В мире кино, театр, литература утверждают равенство людей независимо от цвета кожи, национальной принадлежности, религиозной или сексуальной ориентации: какое мы имеем право лишать прав других, пусть непохожих? Результаты этой работы: страна, где еще полвека назад в трамваях учреждали отсеки для чернокожих, голосует за лидера, уже не думая о цвете кожи. Да, это была работа искусства - работа воспитательная, как бы ни чурались этого слова адепты "чистого искусства". Но искусство чисто, только если оно делает чище жизнь. И вот в России появился первый за десятилетия фильм о проблемах больных детей, подростков-инвалидов. Я видел, как французский зал стоя аплодировал картине Ивана Твердовского "Класс коррекции" - о ростках жизней, закатанных в асфальт невежества и предубеждений. Фильм триумфально идет по фестивалям, срывая награды и благодарные овации. Стал он событием на родине?

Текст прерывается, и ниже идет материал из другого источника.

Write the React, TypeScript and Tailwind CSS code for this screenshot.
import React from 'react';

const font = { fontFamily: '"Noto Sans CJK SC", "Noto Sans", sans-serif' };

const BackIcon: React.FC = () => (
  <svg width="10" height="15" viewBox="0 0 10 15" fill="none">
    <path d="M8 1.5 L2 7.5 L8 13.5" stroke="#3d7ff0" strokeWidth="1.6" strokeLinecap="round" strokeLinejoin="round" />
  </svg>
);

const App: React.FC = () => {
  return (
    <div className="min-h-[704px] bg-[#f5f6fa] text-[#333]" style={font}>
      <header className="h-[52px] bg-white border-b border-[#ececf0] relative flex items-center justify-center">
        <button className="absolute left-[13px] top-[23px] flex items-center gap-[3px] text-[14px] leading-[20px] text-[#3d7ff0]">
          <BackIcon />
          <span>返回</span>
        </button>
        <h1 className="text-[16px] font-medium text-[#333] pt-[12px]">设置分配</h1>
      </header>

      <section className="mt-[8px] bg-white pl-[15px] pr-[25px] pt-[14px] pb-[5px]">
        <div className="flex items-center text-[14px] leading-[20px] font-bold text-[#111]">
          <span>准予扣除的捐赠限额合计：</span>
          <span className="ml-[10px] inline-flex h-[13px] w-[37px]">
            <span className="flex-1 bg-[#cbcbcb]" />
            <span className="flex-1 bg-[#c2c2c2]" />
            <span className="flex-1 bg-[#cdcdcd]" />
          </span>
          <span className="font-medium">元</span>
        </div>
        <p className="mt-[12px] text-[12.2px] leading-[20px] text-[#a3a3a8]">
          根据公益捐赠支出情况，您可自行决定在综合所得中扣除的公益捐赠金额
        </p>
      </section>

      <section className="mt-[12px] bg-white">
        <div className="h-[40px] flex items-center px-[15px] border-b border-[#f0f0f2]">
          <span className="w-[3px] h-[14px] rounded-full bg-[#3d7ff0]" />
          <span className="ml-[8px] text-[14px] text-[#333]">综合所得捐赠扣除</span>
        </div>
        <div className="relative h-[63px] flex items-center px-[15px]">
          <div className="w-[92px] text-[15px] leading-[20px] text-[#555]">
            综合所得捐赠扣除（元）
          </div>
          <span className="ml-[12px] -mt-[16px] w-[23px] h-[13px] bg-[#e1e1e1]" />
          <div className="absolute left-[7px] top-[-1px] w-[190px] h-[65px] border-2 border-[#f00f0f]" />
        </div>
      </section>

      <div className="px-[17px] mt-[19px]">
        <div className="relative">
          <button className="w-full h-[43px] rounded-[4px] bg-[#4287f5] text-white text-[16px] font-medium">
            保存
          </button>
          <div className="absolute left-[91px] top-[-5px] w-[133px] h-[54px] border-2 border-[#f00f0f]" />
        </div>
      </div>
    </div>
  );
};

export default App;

Прокатчики его оценили: сделано 300 копий, но посмотреть их потрудились около 25 тысяч сограждан. Остальным судьбы инвалидов неинтересны.

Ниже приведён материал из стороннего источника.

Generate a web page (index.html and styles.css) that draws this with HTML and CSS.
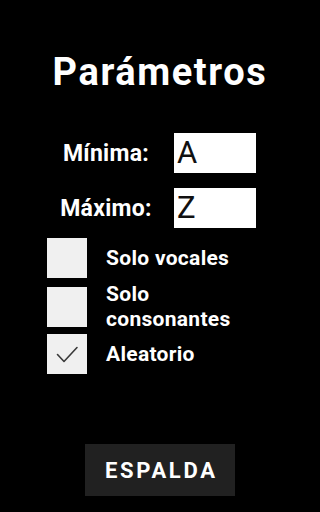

Такое кино не "черноту" подпускает в солнечные просторы родины, а за нее болеет и пытается осмыслить, что с нами происходит. Ищет ответ на вечный, еще Шукшина мучивший вопрос. Но ищет уже в одиночку - без нас. Мы заняты: смотрим "Пусть говорят", а там хоть трава не расти.
Вот такой тревожный период переживает кино - надо выжить под ударами слева и справа, сзади и спереди. Одни тянут его открывать зрителю глаза на то, что зритель и так знает. Другие требуют патриотизма, путая его с ура-патриотизмом. Нормальная ситуация, когда фильм кому-то нравится, а кому-то - нет, вырождается в театр военных действий: уже зафиксирован случай, когда спор о фильме привел супругов к разводу, люди стали врагами. Мы такой переживаем исторический момент: сделаешь хорошо - непременно кто-то закричит, что плохо. Не обсуждать будет - осуждать. И если "Левиафан" получит "Оскара", могу уверенно предсказать, что вместе со мной этому порадуется только половина интернета. Вторая будет с понимающим прищуром толковать о вражеском камне в наш безгрешный огород. Иначе мы уже не умеем.
Невольно поверишь в энергетические поля, которые излучает сообщество: поля добрые, благорасположенные, умные - и поля злобные, агрессивные, дурные. Это очень заразные поля, и сейчас пандемия агрессивной подозрительности. Она пройдет, и мы будем с ужасом разгребать то, что сами наворотили. Для того и были нам предложены горькие таблетки - лучшие, патриотические, болеющие за родину фильмы 2014 года. Не зеркало - увеличивающее стекло.